The details of Hadji Murád’s life as given by Tolstoy in his story are not always historically exact; but the main events are true, and the tale is told in a way that gives a vivid and faithful picture of those stirring times.

Of the struggle for independence carried on in the Caucasus with such desperate bravery for so many years, very little was known to English readers until the publication of Mr. Baddeley’s The Russian Conquest of the Caucasus, which gives an excellent account of that involved, confusing and long drawn-out, but important, contest.

The Caucasus is peopled by so many tribes, differing so much among themselves, and all so strange to Western Europeans, that it is not easy to summarise the history of the conflict in a way at once correct and clear. There are, however, certain main facts which should be borne in mind when reading Hadji Murád.

As her only possible way of escape from the oppression of Persia on one side and of Turkey on another, Christian Georgia⁠—lying to the south of the Caucasian Mountains⁠—submitted to Russia as long ago as the commencement of the nineteenth century.

Even before that Russia had spasmodically attempted to conquer the northern part of the Caucasus; but from then onwards she had a special incentive to press forward and annex the territories dividing her from Georgia which was already hers.

The internecine feuds of the native tribes generally prevented them from offering a united resistance to Russian aggression; but the dense forests of Chechnya, and the exceedingly mountainous character of Daghestan, rendered the subjugation of those regions a matter of great difficulty.

In addition to the geographical obstacles there was another, due to a strong religious revival which sprang up among the Mohammedan population and, despite the feuds among the tribes, to a considerable extent and for a considerable time united them in a holy war against the infidel Russians.

Like all great religious movements this revival had roots in a distant past. It also had currents, religious and political, which swept now in one direction and now in another.

To begin with, there was a Murid movement which appears to have been almost identical with Sufi’ism, and to have existed from the third century of the Mohammedan era. That movement, going beyond the Shariát (the written law), inculcated the Tarikát (the Path) leading to the higher life. It also proclaimed the equality of all Mussulmans, rich and poor alike, and enjoined temperance, abstinence, self-denial, and the renunciation of the good things of both worlds, that man may make himself “free to receive worthily the love towards God.” In Muridism a teacher was called a Murshíd (“one who shows” the way), while a Murid was a disciple or follower (“one who desires” to find the way).

Such was Muridism for several centuries: a peaceful, religious movement of a highly spiritual character; but within the last few generations the struggle against Russia had given a new quality to the movement, and from being spiritual it had become strongly political.

As early as 1785 Mansúr, a leader of unknown origin, appeared in the Caucasus preaching the Ghazavát, or Holy War, against the infidels; and from 1830 onwards, when Kazi-Mullá, the first Imam (uniting in himself supreme spiritual and temporal power) took the field, Muridism became identified with the fierce struggle for independence carried on by the native tribes against the Russian invaders.

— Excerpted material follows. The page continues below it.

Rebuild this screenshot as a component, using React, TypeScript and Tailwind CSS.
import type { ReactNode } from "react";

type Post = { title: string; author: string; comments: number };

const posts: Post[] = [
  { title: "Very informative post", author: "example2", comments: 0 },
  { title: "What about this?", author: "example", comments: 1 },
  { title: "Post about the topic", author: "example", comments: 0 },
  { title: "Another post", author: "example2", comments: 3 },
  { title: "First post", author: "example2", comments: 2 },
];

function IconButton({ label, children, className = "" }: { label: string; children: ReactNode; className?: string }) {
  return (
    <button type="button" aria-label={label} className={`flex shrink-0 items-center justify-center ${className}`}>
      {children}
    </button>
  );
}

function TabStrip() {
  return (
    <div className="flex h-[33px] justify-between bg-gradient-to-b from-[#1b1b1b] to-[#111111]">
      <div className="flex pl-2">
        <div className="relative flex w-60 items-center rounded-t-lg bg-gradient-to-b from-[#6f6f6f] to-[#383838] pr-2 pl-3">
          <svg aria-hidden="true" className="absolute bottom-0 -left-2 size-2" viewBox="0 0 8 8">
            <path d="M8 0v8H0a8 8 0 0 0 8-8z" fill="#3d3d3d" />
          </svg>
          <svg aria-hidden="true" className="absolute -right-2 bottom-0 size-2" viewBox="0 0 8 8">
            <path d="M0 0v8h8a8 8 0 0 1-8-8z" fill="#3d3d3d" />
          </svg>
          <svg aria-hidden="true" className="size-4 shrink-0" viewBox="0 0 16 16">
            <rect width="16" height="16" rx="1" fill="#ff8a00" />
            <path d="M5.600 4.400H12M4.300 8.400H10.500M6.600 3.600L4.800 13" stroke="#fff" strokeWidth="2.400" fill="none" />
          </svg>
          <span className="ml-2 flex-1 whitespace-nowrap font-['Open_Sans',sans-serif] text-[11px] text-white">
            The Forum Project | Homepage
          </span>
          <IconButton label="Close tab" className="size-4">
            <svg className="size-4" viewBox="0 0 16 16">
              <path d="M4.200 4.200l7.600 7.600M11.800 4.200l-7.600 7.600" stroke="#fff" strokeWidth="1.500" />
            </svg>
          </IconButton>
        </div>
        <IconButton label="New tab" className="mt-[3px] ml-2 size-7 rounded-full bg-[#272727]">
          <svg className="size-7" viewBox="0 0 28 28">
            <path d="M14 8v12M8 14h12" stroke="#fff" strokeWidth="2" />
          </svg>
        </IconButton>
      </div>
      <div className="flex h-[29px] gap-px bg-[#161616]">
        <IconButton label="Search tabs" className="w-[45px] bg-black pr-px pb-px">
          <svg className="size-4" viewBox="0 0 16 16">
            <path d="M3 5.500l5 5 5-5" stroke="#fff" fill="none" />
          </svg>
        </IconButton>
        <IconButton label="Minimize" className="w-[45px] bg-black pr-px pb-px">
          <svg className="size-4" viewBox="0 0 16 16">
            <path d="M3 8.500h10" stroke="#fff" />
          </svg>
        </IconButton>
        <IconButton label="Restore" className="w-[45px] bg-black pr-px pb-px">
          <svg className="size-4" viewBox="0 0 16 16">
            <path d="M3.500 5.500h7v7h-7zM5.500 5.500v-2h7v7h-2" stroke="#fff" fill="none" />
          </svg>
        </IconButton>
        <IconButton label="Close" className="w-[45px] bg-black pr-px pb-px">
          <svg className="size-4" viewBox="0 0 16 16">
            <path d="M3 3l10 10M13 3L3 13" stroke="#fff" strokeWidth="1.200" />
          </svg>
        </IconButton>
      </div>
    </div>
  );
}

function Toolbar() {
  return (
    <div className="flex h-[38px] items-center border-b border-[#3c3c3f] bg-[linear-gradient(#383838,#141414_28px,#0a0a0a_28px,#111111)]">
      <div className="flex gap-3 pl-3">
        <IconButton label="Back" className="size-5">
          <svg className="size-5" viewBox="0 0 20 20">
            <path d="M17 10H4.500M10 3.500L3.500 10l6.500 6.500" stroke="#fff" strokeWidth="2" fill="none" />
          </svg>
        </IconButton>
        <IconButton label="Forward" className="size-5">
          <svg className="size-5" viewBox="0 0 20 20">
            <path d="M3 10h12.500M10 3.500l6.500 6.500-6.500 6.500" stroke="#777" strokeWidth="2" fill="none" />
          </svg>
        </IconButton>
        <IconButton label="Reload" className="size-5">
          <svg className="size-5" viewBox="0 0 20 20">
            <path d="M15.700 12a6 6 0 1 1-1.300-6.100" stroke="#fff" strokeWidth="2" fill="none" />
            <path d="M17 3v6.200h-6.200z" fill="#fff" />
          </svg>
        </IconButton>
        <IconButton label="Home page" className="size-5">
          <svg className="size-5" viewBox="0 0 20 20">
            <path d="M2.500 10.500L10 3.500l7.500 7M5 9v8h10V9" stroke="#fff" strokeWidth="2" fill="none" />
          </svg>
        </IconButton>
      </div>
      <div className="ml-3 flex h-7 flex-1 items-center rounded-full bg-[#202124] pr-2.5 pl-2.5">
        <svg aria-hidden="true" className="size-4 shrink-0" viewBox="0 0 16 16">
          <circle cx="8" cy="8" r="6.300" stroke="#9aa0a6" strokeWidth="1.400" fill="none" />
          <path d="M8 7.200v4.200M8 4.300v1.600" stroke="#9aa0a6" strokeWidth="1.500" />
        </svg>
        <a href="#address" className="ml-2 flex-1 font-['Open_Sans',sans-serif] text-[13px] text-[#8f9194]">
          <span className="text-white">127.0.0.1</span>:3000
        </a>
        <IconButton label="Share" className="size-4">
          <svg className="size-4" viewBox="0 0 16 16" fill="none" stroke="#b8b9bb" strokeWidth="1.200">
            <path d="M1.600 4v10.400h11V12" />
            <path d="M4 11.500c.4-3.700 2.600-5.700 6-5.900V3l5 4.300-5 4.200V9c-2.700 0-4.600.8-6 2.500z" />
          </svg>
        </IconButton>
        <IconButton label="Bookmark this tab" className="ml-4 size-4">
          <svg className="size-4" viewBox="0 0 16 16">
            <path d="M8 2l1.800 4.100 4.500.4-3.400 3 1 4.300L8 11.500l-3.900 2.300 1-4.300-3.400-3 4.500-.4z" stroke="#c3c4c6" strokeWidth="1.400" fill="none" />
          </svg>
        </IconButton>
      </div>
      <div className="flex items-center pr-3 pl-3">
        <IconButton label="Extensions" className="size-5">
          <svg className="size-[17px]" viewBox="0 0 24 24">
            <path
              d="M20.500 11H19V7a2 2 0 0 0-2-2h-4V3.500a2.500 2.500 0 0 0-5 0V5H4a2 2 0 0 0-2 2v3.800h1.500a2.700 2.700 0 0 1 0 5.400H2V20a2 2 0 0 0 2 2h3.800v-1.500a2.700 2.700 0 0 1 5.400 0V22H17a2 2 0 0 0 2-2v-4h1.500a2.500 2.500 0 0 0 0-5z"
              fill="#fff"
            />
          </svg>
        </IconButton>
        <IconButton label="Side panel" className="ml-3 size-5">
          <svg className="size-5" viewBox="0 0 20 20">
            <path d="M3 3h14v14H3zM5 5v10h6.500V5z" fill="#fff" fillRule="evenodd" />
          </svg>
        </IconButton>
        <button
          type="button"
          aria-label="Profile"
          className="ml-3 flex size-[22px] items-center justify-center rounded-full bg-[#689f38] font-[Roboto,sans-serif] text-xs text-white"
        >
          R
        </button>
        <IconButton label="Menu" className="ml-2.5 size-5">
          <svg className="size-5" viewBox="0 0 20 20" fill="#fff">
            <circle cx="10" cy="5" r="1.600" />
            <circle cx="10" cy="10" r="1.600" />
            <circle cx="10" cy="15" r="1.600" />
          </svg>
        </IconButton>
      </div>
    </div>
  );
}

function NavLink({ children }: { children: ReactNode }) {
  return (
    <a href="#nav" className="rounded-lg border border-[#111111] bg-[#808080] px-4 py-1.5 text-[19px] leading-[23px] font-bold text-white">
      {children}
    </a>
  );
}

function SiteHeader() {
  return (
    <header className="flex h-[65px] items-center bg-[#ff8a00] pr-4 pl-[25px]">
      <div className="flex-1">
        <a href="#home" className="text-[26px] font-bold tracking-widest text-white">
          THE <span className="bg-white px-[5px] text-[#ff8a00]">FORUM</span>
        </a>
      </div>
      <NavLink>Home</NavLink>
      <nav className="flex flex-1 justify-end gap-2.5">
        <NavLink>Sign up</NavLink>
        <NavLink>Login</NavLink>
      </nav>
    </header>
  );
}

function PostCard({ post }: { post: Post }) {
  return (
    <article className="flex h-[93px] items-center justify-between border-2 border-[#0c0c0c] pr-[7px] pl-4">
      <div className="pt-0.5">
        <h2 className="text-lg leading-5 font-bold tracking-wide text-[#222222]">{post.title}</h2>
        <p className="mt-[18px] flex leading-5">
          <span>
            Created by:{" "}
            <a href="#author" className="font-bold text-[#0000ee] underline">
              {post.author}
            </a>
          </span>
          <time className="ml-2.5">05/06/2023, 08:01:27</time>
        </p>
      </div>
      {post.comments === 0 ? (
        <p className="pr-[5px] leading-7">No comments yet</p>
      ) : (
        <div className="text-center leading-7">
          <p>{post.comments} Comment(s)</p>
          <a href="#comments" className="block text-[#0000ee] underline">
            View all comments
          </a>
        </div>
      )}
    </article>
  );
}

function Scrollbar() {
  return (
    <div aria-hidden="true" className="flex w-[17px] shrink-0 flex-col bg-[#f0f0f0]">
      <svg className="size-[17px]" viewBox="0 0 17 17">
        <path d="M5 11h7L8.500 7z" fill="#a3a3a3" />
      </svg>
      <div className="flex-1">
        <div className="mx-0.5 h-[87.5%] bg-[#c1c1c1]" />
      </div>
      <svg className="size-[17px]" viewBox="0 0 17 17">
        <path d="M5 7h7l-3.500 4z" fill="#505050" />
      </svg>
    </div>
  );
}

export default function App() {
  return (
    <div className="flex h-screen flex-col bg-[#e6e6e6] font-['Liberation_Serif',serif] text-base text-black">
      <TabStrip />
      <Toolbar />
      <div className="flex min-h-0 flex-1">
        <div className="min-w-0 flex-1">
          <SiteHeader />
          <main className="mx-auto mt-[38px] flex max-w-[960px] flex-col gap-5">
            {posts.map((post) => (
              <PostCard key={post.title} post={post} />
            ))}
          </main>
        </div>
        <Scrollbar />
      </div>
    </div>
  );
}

Mansúr and Kazi-Mullá are both mentioned in Tolstoy’s story, in which also Hadji Murád tells of the part he took in the execution or assassination of Kazi-Mullá’s successor, Hamzád. Shamil, too, who succeeded Hamzád and was the greatest of the Imams, figures as one of the principal characters in the story.

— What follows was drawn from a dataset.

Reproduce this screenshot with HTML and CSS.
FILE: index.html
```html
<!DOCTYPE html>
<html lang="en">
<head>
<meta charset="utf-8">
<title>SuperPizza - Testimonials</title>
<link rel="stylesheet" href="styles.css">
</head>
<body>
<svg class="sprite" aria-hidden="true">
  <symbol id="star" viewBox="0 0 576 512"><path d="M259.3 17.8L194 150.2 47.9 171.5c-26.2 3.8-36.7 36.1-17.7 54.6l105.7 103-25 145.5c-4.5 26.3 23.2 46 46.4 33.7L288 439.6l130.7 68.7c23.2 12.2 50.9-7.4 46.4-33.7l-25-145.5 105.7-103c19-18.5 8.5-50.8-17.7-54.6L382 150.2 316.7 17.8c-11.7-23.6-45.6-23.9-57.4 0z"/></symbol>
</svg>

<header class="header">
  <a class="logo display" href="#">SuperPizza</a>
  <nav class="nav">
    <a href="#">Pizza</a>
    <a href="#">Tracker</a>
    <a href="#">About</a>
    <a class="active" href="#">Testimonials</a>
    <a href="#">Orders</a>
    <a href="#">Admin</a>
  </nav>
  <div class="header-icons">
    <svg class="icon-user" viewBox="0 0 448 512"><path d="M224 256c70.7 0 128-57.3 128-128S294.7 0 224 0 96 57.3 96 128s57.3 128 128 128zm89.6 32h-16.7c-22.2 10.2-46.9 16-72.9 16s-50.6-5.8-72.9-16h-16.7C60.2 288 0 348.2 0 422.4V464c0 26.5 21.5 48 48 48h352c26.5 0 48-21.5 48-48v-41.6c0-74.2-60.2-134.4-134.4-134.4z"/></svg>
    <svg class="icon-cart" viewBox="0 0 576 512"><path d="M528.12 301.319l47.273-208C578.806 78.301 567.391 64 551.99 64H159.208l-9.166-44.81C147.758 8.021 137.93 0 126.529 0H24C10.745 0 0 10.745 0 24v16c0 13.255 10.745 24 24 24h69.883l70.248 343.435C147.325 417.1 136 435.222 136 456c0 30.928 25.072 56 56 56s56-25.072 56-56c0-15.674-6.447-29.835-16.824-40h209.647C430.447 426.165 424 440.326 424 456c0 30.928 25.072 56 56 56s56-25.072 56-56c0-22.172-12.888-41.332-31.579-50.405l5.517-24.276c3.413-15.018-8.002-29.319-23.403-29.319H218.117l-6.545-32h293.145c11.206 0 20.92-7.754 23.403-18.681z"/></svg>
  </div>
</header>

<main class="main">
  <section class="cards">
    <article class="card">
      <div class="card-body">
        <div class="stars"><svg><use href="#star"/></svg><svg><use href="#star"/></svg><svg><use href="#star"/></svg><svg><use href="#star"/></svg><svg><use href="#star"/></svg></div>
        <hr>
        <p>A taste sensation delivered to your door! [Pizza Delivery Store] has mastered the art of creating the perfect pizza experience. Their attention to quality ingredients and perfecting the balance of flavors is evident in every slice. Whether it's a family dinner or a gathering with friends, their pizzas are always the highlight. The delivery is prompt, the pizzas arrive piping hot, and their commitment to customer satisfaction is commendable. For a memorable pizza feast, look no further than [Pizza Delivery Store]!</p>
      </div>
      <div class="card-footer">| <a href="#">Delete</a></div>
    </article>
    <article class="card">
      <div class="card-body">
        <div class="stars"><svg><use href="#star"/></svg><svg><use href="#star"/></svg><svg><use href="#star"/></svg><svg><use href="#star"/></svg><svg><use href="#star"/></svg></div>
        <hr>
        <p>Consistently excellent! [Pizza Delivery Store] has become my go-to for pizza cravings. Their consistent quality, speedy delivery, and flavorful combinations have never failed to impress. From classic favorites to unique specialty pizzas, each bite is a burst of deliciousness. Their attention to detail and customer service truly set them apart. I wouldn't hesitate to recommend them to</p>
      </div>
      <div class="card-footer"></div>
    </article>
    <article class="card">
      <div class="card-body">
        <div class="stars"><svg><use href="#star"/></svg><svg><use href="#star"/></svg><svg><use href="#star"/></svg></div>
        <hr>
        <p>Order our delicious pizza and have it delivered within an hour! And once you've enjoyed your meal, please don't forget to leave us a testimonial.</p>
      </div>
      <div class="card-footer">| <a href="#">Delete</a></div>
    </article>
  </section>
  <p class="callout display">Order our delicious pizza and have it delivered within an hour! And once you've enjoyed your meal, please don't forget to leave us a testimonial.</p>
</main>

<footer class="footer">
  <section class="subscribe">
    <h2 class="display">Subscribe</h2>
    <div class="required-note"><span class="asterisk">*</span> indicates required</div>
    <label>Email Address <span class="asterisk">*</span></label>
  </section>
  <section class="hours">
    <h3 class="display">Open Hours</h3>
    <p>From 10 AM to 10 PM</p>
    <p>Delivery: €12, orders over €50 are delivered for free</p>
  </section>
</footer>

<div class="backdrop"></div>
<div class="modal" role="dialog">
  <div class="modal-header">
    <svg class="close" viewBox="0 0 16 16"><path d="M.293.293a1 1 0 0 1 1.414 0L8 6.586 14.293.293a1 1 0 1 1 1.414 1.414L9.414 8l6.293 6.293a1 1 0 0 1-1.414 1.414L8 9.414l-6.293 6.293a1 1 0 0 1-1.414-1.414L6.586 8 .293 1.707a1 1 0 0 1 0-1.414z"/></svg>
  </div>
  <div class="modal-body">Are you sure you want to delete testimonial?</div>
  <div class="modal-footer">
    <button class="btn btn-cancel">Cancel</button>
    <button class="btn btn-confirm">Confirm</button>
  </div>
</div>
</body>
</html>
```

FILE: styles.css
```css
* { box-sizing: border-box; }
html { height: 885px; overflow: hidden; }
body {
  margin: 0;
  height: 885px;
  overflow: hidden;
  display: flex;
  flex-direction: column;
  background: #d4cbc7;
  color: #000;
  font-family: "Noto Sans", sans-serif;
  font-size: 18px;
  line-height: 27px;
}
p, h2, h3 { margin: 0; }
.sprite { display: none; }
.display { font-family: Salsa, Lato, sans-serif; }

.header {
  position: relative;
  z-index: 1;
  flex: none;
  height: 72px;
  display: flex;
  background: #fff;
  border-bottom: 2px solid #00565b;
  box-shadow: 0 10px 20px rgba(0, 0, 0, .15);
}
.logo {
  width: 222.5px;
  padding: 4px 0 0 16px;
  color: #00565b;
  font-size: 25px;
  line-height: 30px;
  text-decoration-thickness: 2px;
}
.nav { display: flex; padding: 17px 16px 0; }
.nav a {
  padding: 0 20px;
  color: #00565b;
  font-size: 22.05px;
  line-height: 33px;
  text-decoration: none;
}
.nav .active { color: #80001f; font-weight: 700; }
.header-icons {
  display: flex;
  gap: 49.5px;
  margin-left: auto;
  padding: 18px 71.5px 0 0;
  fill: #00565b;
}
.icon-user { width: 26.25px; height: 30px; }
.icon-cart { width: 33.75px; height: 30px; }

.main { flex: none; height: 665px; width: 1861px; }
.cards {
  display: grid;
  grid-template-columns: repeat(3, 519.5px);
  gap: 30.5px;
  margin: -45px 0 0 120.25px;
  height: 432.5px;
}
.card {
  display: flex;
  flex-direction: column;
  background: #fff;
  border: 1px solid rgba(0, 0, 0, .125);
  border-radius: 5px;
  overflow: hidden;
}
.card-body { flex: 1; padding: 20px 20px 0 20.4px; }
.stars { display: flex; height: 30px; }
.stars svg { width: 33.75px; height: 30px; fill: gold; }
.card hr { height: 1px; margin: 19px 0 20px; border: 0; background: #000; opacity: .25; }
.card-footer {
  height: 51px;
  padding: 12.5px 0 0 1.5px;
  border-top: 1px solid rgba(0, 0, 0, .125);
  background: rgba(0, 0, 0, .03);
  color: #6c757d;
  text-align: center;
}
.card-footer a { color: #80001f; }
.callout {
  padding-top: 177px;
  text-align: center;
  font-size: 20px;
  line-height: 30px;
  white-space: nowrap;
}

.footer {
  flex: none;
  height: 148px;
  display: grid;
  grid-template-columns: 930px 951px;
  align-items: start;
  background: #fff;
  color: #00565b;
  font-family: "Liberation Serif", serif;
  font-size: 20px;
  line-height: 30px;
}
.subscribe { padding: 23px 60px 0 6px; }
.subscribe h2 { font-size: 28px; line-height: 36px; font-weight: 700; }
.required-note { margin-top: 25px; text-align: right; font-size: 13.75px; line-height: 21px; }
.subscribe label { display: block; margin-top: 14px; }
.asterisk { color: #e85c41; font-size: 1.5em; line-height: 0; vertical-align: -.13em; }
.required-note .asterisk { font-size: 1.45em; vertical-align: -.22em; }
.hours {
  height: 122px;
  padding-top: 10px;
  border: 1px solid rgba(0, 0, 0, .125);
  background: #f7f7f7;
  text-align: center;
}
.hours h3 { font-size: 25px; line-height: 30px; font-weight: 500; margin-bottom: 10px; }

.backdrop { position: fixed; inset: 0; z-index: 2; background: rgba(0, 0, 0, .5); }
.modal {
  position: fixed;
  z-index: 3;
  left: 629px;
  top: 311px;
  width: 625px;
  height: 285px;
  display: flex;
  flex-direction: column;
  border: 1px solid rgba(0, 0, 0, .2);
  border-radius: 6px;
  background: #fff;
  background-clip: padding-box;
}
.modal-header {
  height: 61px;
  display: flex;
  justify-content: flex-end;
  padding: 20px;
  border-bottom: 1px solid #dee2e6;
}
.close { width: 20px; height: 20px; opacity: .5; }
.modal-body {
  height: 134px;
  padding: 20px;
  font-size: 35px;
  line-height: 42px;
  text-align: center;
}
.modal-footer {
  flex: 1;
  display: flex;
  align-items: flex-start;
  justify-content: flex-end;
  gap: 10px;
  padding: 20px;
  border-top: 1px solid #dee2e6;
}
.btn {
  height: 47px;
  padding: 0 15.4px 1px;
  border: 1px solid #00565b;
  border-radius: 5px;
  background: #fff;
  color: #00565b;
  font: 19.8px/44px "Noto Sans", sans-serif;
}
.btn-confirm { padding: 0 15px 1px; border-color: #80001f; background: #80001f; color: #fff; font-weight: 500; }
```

How little the nature and importance of that war in the Caucasus was understood by Western Europe is shown by the fact that when the Crimean War broke out⁠—the year after Hadji Murád’s death⁠—no serious attempt was made to support or encourage Shamil in the struggle which, even after the conclusion of the Crimean War, he desperately maintained against Russia till his last fortress fell in 1859, and he himself was sent prisoner to Kaluga.

We may be said to owe the existence of this story to the severe illnesses from which Tolstoy suffered in 1901 and 1902, for his sickness kept him in a state in which he found it difficult to work at “What is Religion?” or the other didactic essays he was engaged upon, and by way of relaxation he turned to fiction and produced Hadji Murád. It is worth noticing that in the fifth chapter of this⁠—one of the last stories he ever wrote⁠—Tolstoy describes a skirmish and a soldier’s death in a way that closely reminds one of an incident he had handled in “The Wood Felling,” nearly half a century before. He thus, at the outset and at the close of his literary career, told almost the same tale in almost the same way and with almost the same feeling.

On comparing the Caucasian stories he wrote between the ages of twenty-three and thirty-four with the one he wrote when he was seventy-four, one finds in them all the same wonderfully acute power of observation which seized the characteristic indications both of the inner and the outer life of man; the same retentive memory; the same keen interest in life, and the same discrimination between things sympathised with and things disapproved of, but there is this very noticeable difference: each of the earlier stories contains a character who more or less closely represents Tolstoy himself, through whose eyes everything is seen. Hadji Murád, on the contrary, is written quite objectively. Before he wrote it Tolstoy had become sure of himself, and felt that he had only to tell the story, and that his judgment of men and of actions would justify itself without his own point of view even needing to be explicitly stated.